Fourth grade really focuses on cementing the idea that fractions are parts of a whole that can be added together or broken apart. Students work solely with like denominators to add, subtract, model, write equations, and justify their thinking. Students should be able to do this with mixed numbers and fractions and be able to use visuals to solve word problems. How do I accomplish all of that you ask?
Adding Fractions With Like Denominators
Pattern blocks and number lines are ideal for fourth graders because they provide consistent denominators.
When using pattern blocks, students can substitute shapes for fractional names. 1 rhombus + 2 rhombuses = 3 rhombuses. Since a rhombus represents one third, students can replace “rhombus” with “third” to show addition. 1 third + 2 thirds = 3 thirds.
Number lines are great too, and it’s okay if students aren’t precise as they divide their number lines. Grid paper will help keep their work neat, but it’s not necessary. In this example, you can see how number lines can also show how fractions can add up to more than one whole.

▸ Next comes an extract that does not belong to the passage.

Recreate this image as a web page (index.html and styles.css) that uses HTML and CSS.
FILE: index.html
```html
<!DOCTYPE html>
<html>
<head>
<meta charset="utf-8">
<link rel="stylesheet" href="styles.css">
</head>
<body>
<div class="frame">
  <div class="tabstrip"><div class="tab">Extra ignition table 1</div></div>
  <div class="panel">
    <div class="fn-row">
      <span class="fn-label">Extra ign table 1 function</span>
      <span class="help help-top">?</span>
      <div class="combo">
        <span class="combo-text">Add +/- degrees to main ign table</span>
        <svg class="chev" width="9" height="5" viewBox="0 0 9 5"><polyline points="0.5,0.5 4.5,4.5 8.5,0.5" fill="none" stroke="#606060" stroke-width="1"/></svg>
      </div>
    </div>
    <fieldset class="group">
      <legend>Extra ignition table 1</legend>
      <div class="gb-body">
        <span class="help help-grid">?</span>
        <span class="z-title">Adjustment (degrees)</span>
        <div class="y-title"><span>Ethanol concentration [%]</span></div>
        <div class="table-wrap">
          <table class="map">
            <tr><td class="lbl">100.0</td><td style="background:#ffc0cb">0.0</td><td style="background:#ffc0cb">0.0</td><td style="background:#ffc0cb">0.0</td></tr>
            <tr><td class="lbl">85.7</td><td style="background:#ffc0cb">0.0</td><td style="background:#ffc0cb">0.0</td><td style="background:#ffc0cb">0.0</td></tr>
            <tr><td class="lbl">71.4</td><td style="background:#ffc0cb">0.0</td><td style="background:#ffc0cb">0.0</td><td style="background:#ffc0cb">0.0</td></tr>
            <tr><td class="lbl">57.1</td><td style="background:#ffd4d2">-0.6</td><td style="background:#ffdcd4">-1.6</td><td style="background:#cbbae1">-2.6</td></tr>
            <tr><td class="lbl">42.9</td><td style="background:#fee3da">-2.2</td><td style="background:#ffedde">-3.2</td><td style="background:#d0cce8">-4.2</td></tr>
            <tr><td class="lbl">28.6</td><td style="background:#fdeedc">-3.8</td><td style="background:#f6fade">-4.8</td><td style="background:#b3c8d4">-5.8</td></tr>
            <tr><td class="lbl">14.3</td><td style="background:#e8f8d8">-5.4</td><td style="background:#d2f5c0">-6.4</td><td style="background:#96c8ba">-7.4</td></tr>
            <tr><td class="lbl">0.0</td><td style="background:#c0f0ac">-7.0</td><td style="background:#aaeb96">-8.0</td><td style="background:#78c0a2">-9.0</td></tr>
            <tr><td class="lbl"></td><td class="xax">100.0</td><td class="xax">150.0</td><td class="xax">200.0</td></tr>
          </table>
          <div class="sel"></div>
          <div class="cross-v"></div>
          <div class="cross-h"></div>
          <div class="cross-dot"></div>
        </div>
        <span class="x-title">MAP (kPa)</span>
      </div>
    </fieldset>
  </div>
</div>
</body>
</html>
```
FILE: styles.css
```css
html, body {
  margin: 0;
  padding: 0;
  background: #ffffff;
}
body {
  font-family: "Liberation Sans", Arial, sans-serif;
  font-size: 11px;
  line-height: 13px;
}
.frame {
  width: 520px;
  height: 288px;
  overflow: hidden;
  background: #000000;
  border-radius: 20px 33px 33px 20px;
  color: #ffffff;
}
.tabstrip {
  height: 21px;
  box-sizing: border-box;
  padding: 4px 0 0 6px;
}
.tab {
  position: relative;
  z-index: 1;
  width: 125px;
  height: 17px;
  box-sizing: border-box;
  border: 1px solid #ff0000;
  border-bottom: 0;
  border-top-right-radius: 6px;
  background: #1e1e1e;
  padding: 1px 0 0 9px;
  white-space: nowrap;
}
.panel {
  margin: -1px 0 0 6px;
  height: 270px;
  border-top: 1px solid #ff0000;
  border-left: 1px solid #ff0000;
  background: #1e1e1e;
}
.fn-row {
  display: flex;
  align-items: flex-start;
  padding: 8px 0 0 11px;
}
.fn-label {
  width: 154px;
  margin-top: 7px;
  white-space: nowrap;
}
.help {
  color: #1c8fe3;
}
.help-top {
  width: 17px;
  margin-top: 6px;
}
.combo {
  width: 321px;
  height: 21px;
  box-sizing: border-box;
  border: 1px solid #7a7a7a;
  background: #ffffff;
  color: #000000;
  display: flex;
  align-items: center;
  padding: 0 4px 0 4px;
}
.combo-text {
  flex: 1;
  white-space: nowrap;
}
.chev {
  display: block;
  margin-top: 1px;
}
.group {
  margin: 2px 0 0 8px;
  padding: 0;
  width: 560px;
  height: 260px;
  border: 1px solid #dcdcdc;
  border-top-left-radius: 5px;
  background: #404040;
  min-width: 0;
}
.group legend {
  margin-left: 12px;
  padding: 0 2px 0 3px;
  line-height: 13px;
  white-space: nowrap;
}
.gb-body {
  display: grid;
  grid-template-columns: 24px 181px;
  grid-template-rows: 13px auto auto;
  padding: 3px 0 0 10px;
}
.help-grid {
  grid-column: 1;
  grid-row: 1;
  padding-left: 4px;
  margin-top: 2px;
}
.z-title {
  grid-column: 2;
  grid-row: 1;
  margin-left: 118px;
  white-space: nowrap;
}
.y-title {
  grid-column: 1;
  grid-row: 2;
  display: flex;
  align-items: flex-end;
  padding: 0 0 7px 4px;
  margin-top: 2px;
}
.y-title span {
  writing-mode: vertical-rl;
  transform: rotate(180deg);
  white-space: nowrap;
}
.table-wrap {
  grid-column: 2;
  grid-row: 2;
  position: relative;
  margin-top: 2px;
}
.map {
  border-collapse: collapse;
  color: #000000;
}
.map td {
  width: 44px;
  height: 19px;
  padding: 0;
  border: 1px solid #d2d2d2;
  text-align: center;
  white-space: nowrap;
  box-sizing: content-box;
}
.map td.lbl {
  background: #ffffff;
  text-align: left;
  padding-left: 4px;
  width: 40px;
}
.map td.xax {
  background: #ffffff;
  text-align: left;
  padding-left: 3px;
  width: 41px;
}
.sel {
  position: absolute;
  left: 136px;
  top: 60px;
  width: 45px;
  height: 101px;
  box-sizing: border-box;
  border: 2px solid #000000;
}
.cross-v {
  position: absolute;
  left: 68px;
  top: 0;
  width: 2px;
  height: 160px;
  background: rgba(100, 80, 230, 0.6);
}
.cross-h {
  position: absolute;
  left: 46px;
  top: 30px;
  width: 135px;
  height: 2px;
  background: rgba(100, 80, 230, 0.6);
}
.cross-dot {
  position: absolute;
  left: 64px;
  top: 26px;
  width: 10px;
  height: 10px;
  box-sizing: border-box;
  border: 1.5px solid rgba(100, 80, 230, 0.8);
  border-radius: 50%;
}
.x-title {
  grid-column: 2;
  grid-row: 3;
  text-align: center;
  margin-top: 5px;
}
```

Subtracting Fractions With Like Denominators
Keep those pattern blocks out for subtracting fractions. Students who struggle will appreciate being able to use pattern blocks to build a fraction, then take away piece by piece to subtract and see what’s left over. Here we start with 5/6 and subtract 3/6, to show 2/6 left.
Some students will also benefit from counting back on a number line to show how to subtract. When you start with 1 1/3, and need to subtract 2/3, some students will get stuck, since they don’t have 2/3 to subtract. When using a number line, they can count back 1/3 at a time to show 2/3 remaining.
Solving Word Problems Like a Pro
The key to solving word problems is to make sure you really understand what the question is asking. If a student can’t explain the problem without looking at it, he probably doesn’t understand it well enough to solve it…yet. Rereading the problem and drawing a picture are invaluable tools for success.